The bottom line: 90% of all the world's oil is in only 30 major basins. These basins are showing signs of going into depletion. The bad thing about depletion is that you don't really notice it's there until you're on the losing side of the production curve of the reservoir and then it goes really bad, really fast.

So what's going to happen over the next few years? Most people won't notice anything has changed until we are into the depletion side of the collective production curves of the world, along with higher gasoline and heating oil prices. Then people will say it's the greedy oil companies, etc. But the whining and carping won't change a thing. We'll have to look somewhere else for oil.

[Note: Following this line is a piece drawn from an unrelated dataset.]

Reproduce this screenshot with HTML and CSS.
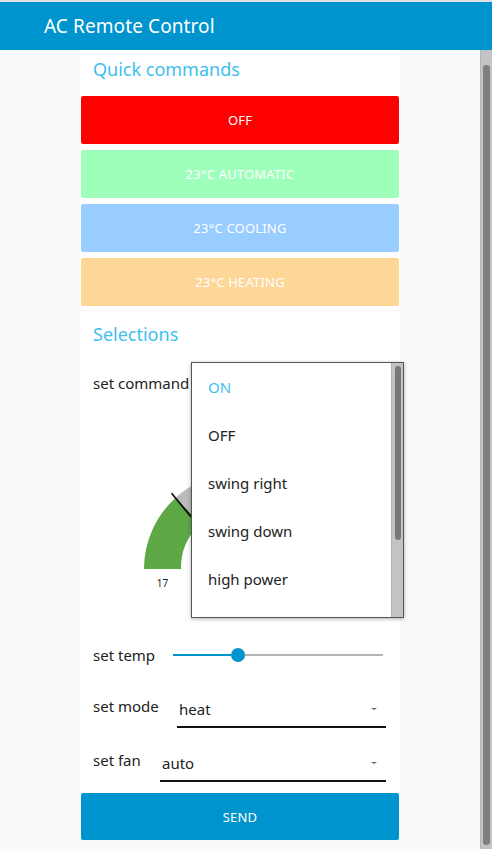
FILE: index.html
```html
<!DOCTYPE html>
<html>
<head>
<meta charset="utf-8">
<link rel="stylesheet" href="styles.css">
</head>
<body>
<header class="toolbar"><span class="toolbar-title">AC Remote Control</span></header>
<div class="shell">
  <main class="content">
    <section class="group group-quick">
      <h2 class="group-title quick-title">Quick commands</h2>
      <div class="buttons">
        <button class="qbtn qbtn-off">OFF</button>
        <button class="qbtn qbtn-auto">23°C AUTOMATIC</button>
        <button class="qbtn qbtn-cool">23°C COOLING</button>
        <button class="qbtn qbtn-heat">23°C HEATING</button>
      </div>
    </section>
    <section class="group group-sel">
      <h2 class="group-title sel-title">Selections</h2>
      <div class="row row-command">
        <span class="label">set command</span>
        <div class="menu">
          <ul class="menu-list">
            <li class="menu-item menu-item-active">ON</li>
            <li class="menu-item">OFF</li>
            <li class="menu-item">swing right</li>
            <li class="menu-item">swing down</li>
            <li class="menu-item">high power</li>
          </ul>
          <div class="menu-scroll"><div class="menu-thumb"></div></div>
        </div>
      </div>
      <div class="gauge">
        <svg width="320" height="224" viewBox="0 0 320 224">
          <path d="M64 162 A96 96 0 0 1 95.76 90.66 L120.52 116.41 A59 59 0 0 0 101 162 Z" fill="#5ea946"/>
          <path d="M95.76 90.66 A96 96 0 0 1 256 162 L219 162 A59 59 0 0 0 120.52 116.41 Z" fill="#bbbbbb"/>
          <polygon points="90.8,86.6 92.2,85.8 112.5,109.8 110.4,110.6" fill="#111"/>
          <text x="82.5" y="180" font-size="10" text-anchor="middle" fill="#222" class="gauge-txt">17</text>
        </svg>
      </div>
      <div class="row row-slider">
        <span class="label label-temp">set temp</span>
        <div class="slider">
          <div class="slider-fill"></div>
          <div class="slider-knob"></div>
          <div class="slider-rest"></div>
        </div>
      </div>
      <div class="row row-select">
        <span class="label label-mode">set mode</span>
        <div class="select"><span>heat</span><i class="caret"></i></div>
      </div>
      <div class="row row-select">
        <span class="label label-fan">set fan</span>
        <div class="select"><span>auto</span><i class="caret"></i></div>
      </div>
      <button class="send">SEND</button>
    </section>
  </main>
  <div class="scrollbar"><div class="scrollbar-thumb"></div></div>
</div>
</body>
</html>
```
FILE: styles.css
```css
* { box-sizing: border-box; }
html, body { margin: 0; padding: 0; }
body {
  width: 492px;
  height: 849px;
  overflow: hidden;
  background: #fafafa;
  font-family: "Noto Sans", "Open Sans", sans-serif;
  color: #222;
}
.toolbar {
  height: 50px;
  border-top: 2px solid #e2e2e2;
  background: #0094ce;
  display: flex;
  align-items: center;
  padding-left: 44px;
  padding-bottom: 1px;
}
.toolbar-title {
  color: #fff;
  font-size: 19px;
  letter-spacing: 0.1px;
}
.shell {
  display: flex;
  height: 799px;
}
.content {
  flex: 1;
  display: flex;
  flex-direction: column;
  align-items: center;
  gap: 1px;
}
.group {
  width: 320px;
  background: #fff;
}
.group-title {
  margin: 0;
  padding-left: 13px;
  font-weight: normal;
  font-size: 18px;
  color: #3dbff1;
}
.quick-title { height: 46px; line-height: 39px; }
.sel-title { height: 48px; line-height: 46px; }
.group-quick { padding-bottom: 4px; }
.buttons {
  display: flex;
  flex-direction: column;
  gap: 6px;
  padding: 0 1px;
}
.qbtn, .send {
  height: 48px;
  border: none;
  border-radius: 2px;
  color: #fff;
  font-family: inherit;
  font-size: 13px;
  letter-spacing: 0.2px;
}
.qbtn-off { background: #ff0000; }
.qbtn-auto { background: #9effbb; }
.qbtn-cool { background: #99ccff; }
.qbtn-heat { background: #fdd698; }
.row {
  display: flex;
  padding: 0 14px 0 13px;
}
.label { font-size: 15px; line-height: 20px; }
.row-command {
  position: relative;
  height: 48px;
  align-items: center;
}
.menu {
  position: absolute;
  left: 111px;
  top: 3px;
  width: 213px;
  height: 256px;
  background: #fff;
  border: 1px solid #555;
  box-shadow: 0 1px 4px rgba(0,0,0,0.3);
  display: flex;
  z-index: 2;
}
.menu-list {
  list-style: none;
  margin: 0;
  padding: 0;
  flex: 1;
}
.menu-item {
  height: 48px;
  line-height: 48px;
  padding-left: 16px;
  font-size: 15px;
  color: #222;
}
.menu-item-active { color: #3dbff1; }
.menu-scroll {
  width: 12px;
  background: #c3c3c3;
  border-left: 1px solid #b3b3b3;
  padding: 3px 2px 0 3px;
}
.menu-thumb {
  height: 174px;
  border-radius: 3px;
  background: #787878;
}
.gauge { height: 224px; }
.gauge svg { display: block; }
.gauge-txt { font-family: "Noto Sans", sans-serif; }
.row-slider {
  height: 48px;
  align-items: center;
}
.label-temp { width: 80px; }
.slider {
  flex: 1;
  display: flex;
  align-items: center;
  height: 16px;
  margin-right: 3px;
}
.slider-fill { width: 58px; height: 2px; background: #0094ce; }
.slider-knob { width: 14px; height: 14px; border-radius: 50%; background: #0094ce; }
.slider-rest { flex: 1; height: 2px; background: #b5b5b5; }
.row-select {
  height: 54px;
  align-items: flex-start;
}
.row-select .label { margin-top: 17px; }
.label-mode { width: 84px; }
.label-fan { width: 67px; }
.select {
  flex: 1;
  margin-top: 17px;
  height: 32px;
  border-bottom: 2px solid #111;
  display: flex;
  align-items: center;
  justify-content: space-between;
  padding: 0 9px 4px 2px;
  font-size: 15px;
}
.caret {
  width: 0;
  height: 0;
  border-left: 3px solid transparent;
  border-right: 3px solid transparent;
  border-top: 2px solid #666;
}
.send {
  display: block;
  width: 318px;
  margin: 6px 1px 0;
  height: 47px;
  background: #0094ce;
}
.scrollbar {
  width: 12px;
  background: #c4c4c4;
  border-left: 1px solid #b5b5b5;
  padding: 15px 2px 4px 2px;
}
.scrollbar-thumb {
  height: 100%;
  border-radius: 3px;
  background: #7f7f7f;
}
```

My guesses? Right here in Colorado we have the huge oil shale deposits. More oil there than has been found to date in the entire world. Not really accurate, as the hydrocarbons there are in the form of kerogens that didn't get buried and cooked up as proper petroleum. But we can complete the process artificially. It just costs a lot.

By the way, accumulations of kerogens contain over 10,000,000 gega tons of carbon whereas all our fossil fuels contain some 6000 gega tons of carbon. Keep that in mind. You might have to know that to win a Jeopardy jackpot. However most carbon stores in the earth are found in carbonate geological formations, useless to us as fuel.

Alberta has those oil sands. I think those are probably more cost effective than Colorado's oil shale.

So we will have oil. It just won't be cheap oil, which I define as under $25.

Society will manage. I see where Honda now has an electric-gasoline or diesel hybrid getting 70 to 80 mpg. But man, if you own some honest to goodness oil, you're going to do well.

Of course some things might accelerate or slow down this transition to more expensive oil. Recessions. Another overthrow in Arabia somewhere. But I'm comfortable with telling everyone here I think we'll see it definitely within 10 years and very likely within 5.

My that was a long answer. Thought I was just going to say a couple of things and end up writing a book.

Sorry if that was too long. Been thinking a lot about developments out there in the oil patch and am trying to organize them. Good way to do that is explain them to someone else.

Regards,

Jack Simmons



To: Ed Ajootian who wrote (177)1/10/2000 11:41:00 AM
From: SofaSpud  Read Replies (1) | Respond to of 350
 
Ed / Supply & Demand

It's been a while since I tutored economics, but let me take a stab at your question.

To start with, I'll assume you're thinking about the traditional presentation of supply and demand in undergraduate courses. You know, where the supply "curve" and the demand "curve" are shifted about depending on various changes (income, population, etc.) ceteris paribus. That kind of analysis is known as comparative statics.

The real world, of course, is dynamic, not a series of set-piece static representations. So even if we knew what the supply and demand curves looked like at any given time (which we do not), time and exogenous events complicate the relationship between supply and price. Time in at least two major ways. One in that demand depends on the season (driving), weather (heating), and business schedules (declines when major users are down for maintenance, etc.). The other in that the longer the time frame you're talking about, the more oil consumers have the opportunity to substitute, e.g. to gas.

Supply & demand is a very simplified pedagogic tool that abstracts so far from the real world that it has to be used with caution. But more importantly, we simply don't have all the information. Our information on supply and demand are gross estimates -- sometimes more gross than others. Remember the "missing barrels" from late '98 and early '99? There was supposed to be this vast amount of inventory floating around the world that was going to hold prices down for years even if production was cut back. Then they decided that they'd made a mistake, and struck off 400 million bbls. or whatever the number was. Bottom line seems to be that the price on any given day is set by the outcome of perceptions on the NYMEX of the supply/ demand balance, not the nice neat intersection of two imaginary curves. The balance of worldwide supply and demand is something you can maybe talk about in hindsight.

FWIW


<edit> Sorry, Jack -- if I'd waited another few minutes, I could have seen your much better reply and not bothered.